The photo industry is ending because a job was shot with: smaller than 8x10, with a 4x5 Graphlex, with color film, with 35mm, with negative film, with reversal film, with strobes, with natural light, with digital, by a woman, by a man, by a celebrities's child, by a celebrities's spouse, with a drone, with a gopro, with a Iphone 5 6 or 7, by a craigslist photographer....nope it's just changing same as it always has.

If any of these things are affecting your business you need to take another look at your business....

I am not a professional, but I've been using an SLR since 1980. I like control; I want to be able to focus fast. Smartphones, to me, are frustrating with the time that it takes to focus. While I started out when there was no auto-focus, I now own a DSLR; but I find myself changing the lens from AF to MF to get the photo that I want.
If a smartphone brings in the bacon, then go for it if they are comfortable using it.

I don't know, my wife's iPhone 7+ focuses fast enough for me. It's certainly more than fast enough for her, which is what I care about.

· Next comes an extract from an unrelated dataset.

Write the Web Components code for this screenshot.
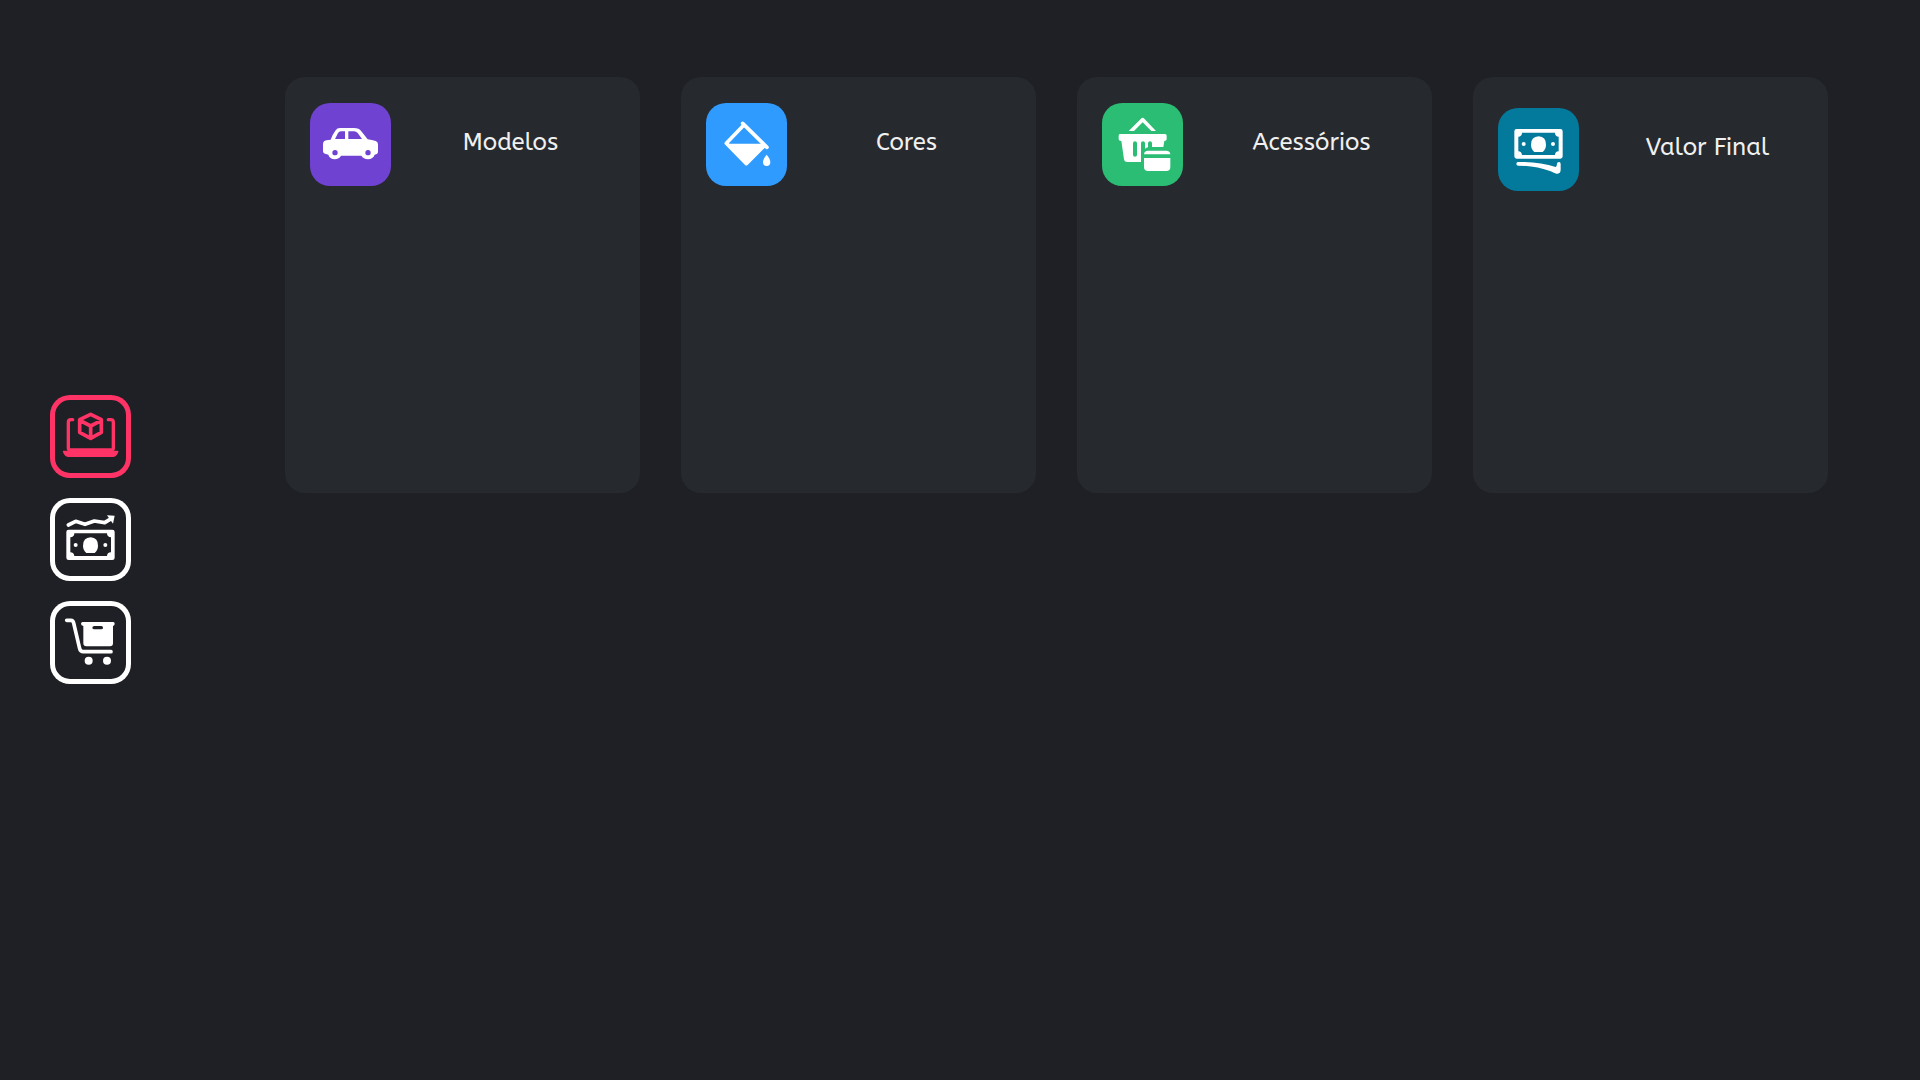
<!DOCTYPE html>
<html lang="pt-BR">
<head>
<meta charset="utf-8">
<title>Concessionária</title>
<style>
  html, body { margin: 0; }
  body {
    min-height: 100vh;
    background: #1f2025;
    color: #f0f0f0;
    font-family: "ABeeZee", "Open Sans", "Noto Sans", sans-serif;
  }
</style>
</head>
<body>
<app-shell>
  <side-nav slot="nav">
    <nav-button label="Modelos 3D" active>
      <svg viewBox="30 30 243 249">
        <g fill="none" stroke="currentColor" stroke-width="10" stroke-linecap="round" stroke-linejoin="round">
          <path d="M98 104h-5q-8 0-8 8v78q0 5 6 5h122q7 0 7-5v-78q0-8-8-8h-7" />
          <path stroke-width="11" d="M152 88l32 16v38l-32 18-33-18v-38zM121 107l31 16 31-16M152 123v36" />
        </g>
        <path fill="currentColor" d="M71 197h161q5 0 3 4-5 15-17 15H86q-12 0-17-15-2-4 2-4z" />
      </svg>
    </nav-button>
    <nav-button label="Vendas">
      <svg viewBox="30 24 243 249">
        <path fill="none" stroke="currentColor" stroke-width="11" stroke-linecap="round" stroke-linejoin="round" d="M85 105l22-11 28 9 28-10 31 5 16-10" />
        <path fill="currentColor" d="M201 76l23 1-5 24z" />
        <path fill="currentColor" fill-rule="evenodd" d="M86 119h131q7 0 7 7v77q0 7-7 7H86q-7 0-7-7v-77q0-7 7-7zm17 11q0 11-12 12v45q11 1 12 11h98q0-10 12-11v-45q-12-1-12-12z" />
        <path fill="currentColor" d="M139 189q-10-9-10-22 0-24 23-25 22 1 22 25 0 13-10 22z" />
        <circle fill="currentColor" cx="107" cy="165" r="6" />
        <circle fill="currentColor" cx="196" cy="165" r="6" />
      </svg>
    </nav-button>
    <nav-button label="Pedidos">
      <svg viewBox="30 27 243 249">
        <path fill="none" stroke="currentColor" stroke-width="11" stroke-linecap="round" stroke-linejoin="round" d="M80 85h13q6 0 8 8l18 77q2 9 11 9h83" />
        <path fill="currentColor" fill-rule="evenodd" d="M128 90h92q4 0 4 5t-5 7v52q0 9-9 9h-71q-9 0-9-9v-52q-7-1-7-7 0-5 5-5zm35 12q-6 0-6 5t6 5h21q5 0 5-5t-5-5z" />
        <circle fill="currentColor" cx="146" cy="206" r="12" />
        <circle fill="currentColor" cx="201" cy="206" r="12" />
      </svg>
    </nav-button>
  </side-nav>

  <option-card tone="violet">
    <svg slot="icon" viewBox="30 24 243 249">
      <path fill="currentColor" fill-rule="evenodd" d="M120 99h42q15 0 22 10l19 24q13 2 24 5 7 3 7 10v22q0 7-10 9-5 13-20 14-14-1-20-11h-61q-5 10-19 11-15-1-19-14-16-2-16-10v-21q0-10 10-12 7-2 13-2 6-16 15-28 4-7 13-7zm15 10h-12q-6 0-9 5l-9 18h30zm10 0v23h41l-13-18q-4-5-11-5z" />
      <circle cx="105" cy="173" r="8" fill="#6f42d2" />
      <circle cx="204" cy="173" r="8" fill="#6f42d2" />
    </svg>
    Modelos
  </option-card>

  <option-card tone="blue">
    <svg slot="icon" viewBox="27 24 243 249">
      <path fill="none" stroke="currentColor" stroke-width="11" stroke-linecap="round" stroke-linejoin="round" d="M137 85l73 72M140 91l-52 54 60 61 55-55" />
      <path fill="currentColor" d="M92 146h110l-54 60z" />
      <path fill="currentColor" d="M209 179q11 13 11 22 0 12-11 12t-11-12q0-9 11-22z" />
    </svg>
    Cores
  </option-card>

  <option-card tone="green" long>
    <svg slot="icon" viewBox="30 21 243 249">
      <path fill="currentColor" d="M110 105l37-37q5-5 10 0l35 37h-14l-26-26-26 26z" />
      <path fill="currentColor" fill-rule="evenodd" d="M84 114h135q5 0 5 5v11q0 5-7 5l-3 18h-34v-11q0-6-6-6t-6 6v12q-5 1-9 4v-16q0-6-6-6t-6 6v56h-41q-9 0-10-8l-8-55q-8 0-8-5v-11q0-5 4-5zm45 22q-6 0-6 6v34q0 6 6 6t6-6v-34q0-6-6-6z" />
      <path fill="currentColor" d="M168 164h55q11 0 12 11h-79q1-11 12-11zM156 186h79v27q0 12-12 12h-55q-12 0-12-12z" />
    </svg>
    Acessórios
  </option-card>

  <option-card tone="teal" long low>
    <svg slot="icon" viewBox="24 30 243 249">
      <path fill="currentColor" fill-rule="evenodd" d="M80 93h131q7 0 7 7v75q0 7-7 7H80q-7 0-7-7v-75q0-7 7-7zm16 11q0 11-11 12v44q10 1 11 11h99q0-10 11-11v-44q-11-1-11-12z" />
      <path fill="currentColor" d="M133 162q-10-9-10-22 0-24 23-25 22 1 22 25 0 13-10 22z" />
      <circle fill="currentColor" cx="101" cy="138" r="6" />
      <circle fill="currentColor" cx="189" cy="138" r="6" />
      <path fill="currentColor" d="M84 192q65-1 113 15 4-3 4-10 0-5 6-5 5 0 5 6v17q0 13-13 12-6-1-17-7-45-17-97-17-6 0-6-6 0-5 5-5z" />
    </svg>
    Valor Final
  </option-card>
</app-shell>

<script>
  function define(name, html) {
    const template = document.createElement("template");
    template.innerHTML = html;
    customElements.define(name, class extends HTMLElement {
      constructor() {
        super();
        this.attachShadow({ mode: "open" }).append(template.content.cloneNode(true));
      }
      connectedCallback() {
        const button = this.shadowRoot.querySelector("button");
        if (button) button.setAttribute("aria-label", this.getAttribute("label"));
      }
    });
  }

  define("app-shell", `
    <style>
      :host { display: flex; min-height: 100vh; }
      main {
        flex: 1;
        display: grid;
        grid-template-columns: repeat(4, minmax(0, 1fr));
        align-content: start;
        gap: 41px;
        padding: 77px 92px 77px 154px;
      }
    </style>
    <slot name="nav"></slot>
    <main><slot></slot></main>
  `);

  define("side-nav", `
    <style>
      :host { display: flex; padding: 0 0 2px 50px; }
      nav { display: flex; flex-direction: column; justify-content: center; gap: 20px; }
    </style>
    <nav><slot></slot></nav>
  `);

  define("nav-button", `
    <style>
      :host { display: block; color: #fff; }
      :host([active]) { color: #ff3366; }
      button {
        display: block;
        width: 81px;
        height: 83px;
        padding: 0;
        border: 0;
        border-radius: 20px;
        background: none;
        box-shadow: inset 0 0 0 5px currentColor;
        color: inherit;
        cursor: pointer;
      }
      ::slotted(svg) { display: block; width: 100%; height: 100%; }
    </style>
    <button type="button"><slot></slot></button>
  `);

  define("option-card", `
    <style>
      :host {
        display: block;
        box-sizing: border-box;
        min-height: 416px;
        padding: 26px 0 0 25px;
        border-radius: 20px;
        background: #26292e;
      }
      :host([low]) { padding-top: 31px; }
      :host([tone="violet"]) { --tone: #6f42d2; }
      :host([tone="blue"]) { --tone: #2f9bff; }
      :host([tone="green"]) { --tone: #2bbd74; }
      :host([tone="teal"]) { --tone: #03799c; }
      header { display: flex; align-items: center; }
      .tile {
        flex: none;
        width: 81px;
        height: 83px;
        border-radius: 20px;
        background: var(--tone);
        color: #fff;
      }
      h2 {
        flex: 1;
        margin: 0;
        padding: 0 10px 5px 0;
        font-size: 24px;
        font-weight: 400;
        line-height: 32px;
        text-align: center;
      }
      :host([long]) h2 { padding: 0 0 5px 8px; }
      ::slotted(svg) { display: block; width: 100%; height: 100%; }
    </style>
    <header>
      <div class="tile"><slot name="icon"></slot></div>
      <h2><slot></slot></h2>
    </header>
  `);
</script>
</body>
</html>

It's only a matter of time before apps are available (if they aren't already) that let you tether your iPhone to your system and sync your strobes to fully control lighting. Despite that, iPhone photography will be a fad gadget that blows over and, while not necessarily disappearing altogether, will simply be another way to photographically get from point A to point B, especially by cash-strapped photographers. Once everyone says "me too", it'll be over and we move on.

Except it's been "me too" for while now.

How many magazine covers have been shot on an iPhone?

Beats me, but I know this isn't the first time an iPhone has been used in a professional capacity, and that didn't start just recently.

This should concern camera manufacturers more than photographers.

I'm a bike mechanic, I could fix your bike with my snap on tools, or cheap harbour freight tools. Does that mean everyone with harbor freight tools can fix your bike? NO.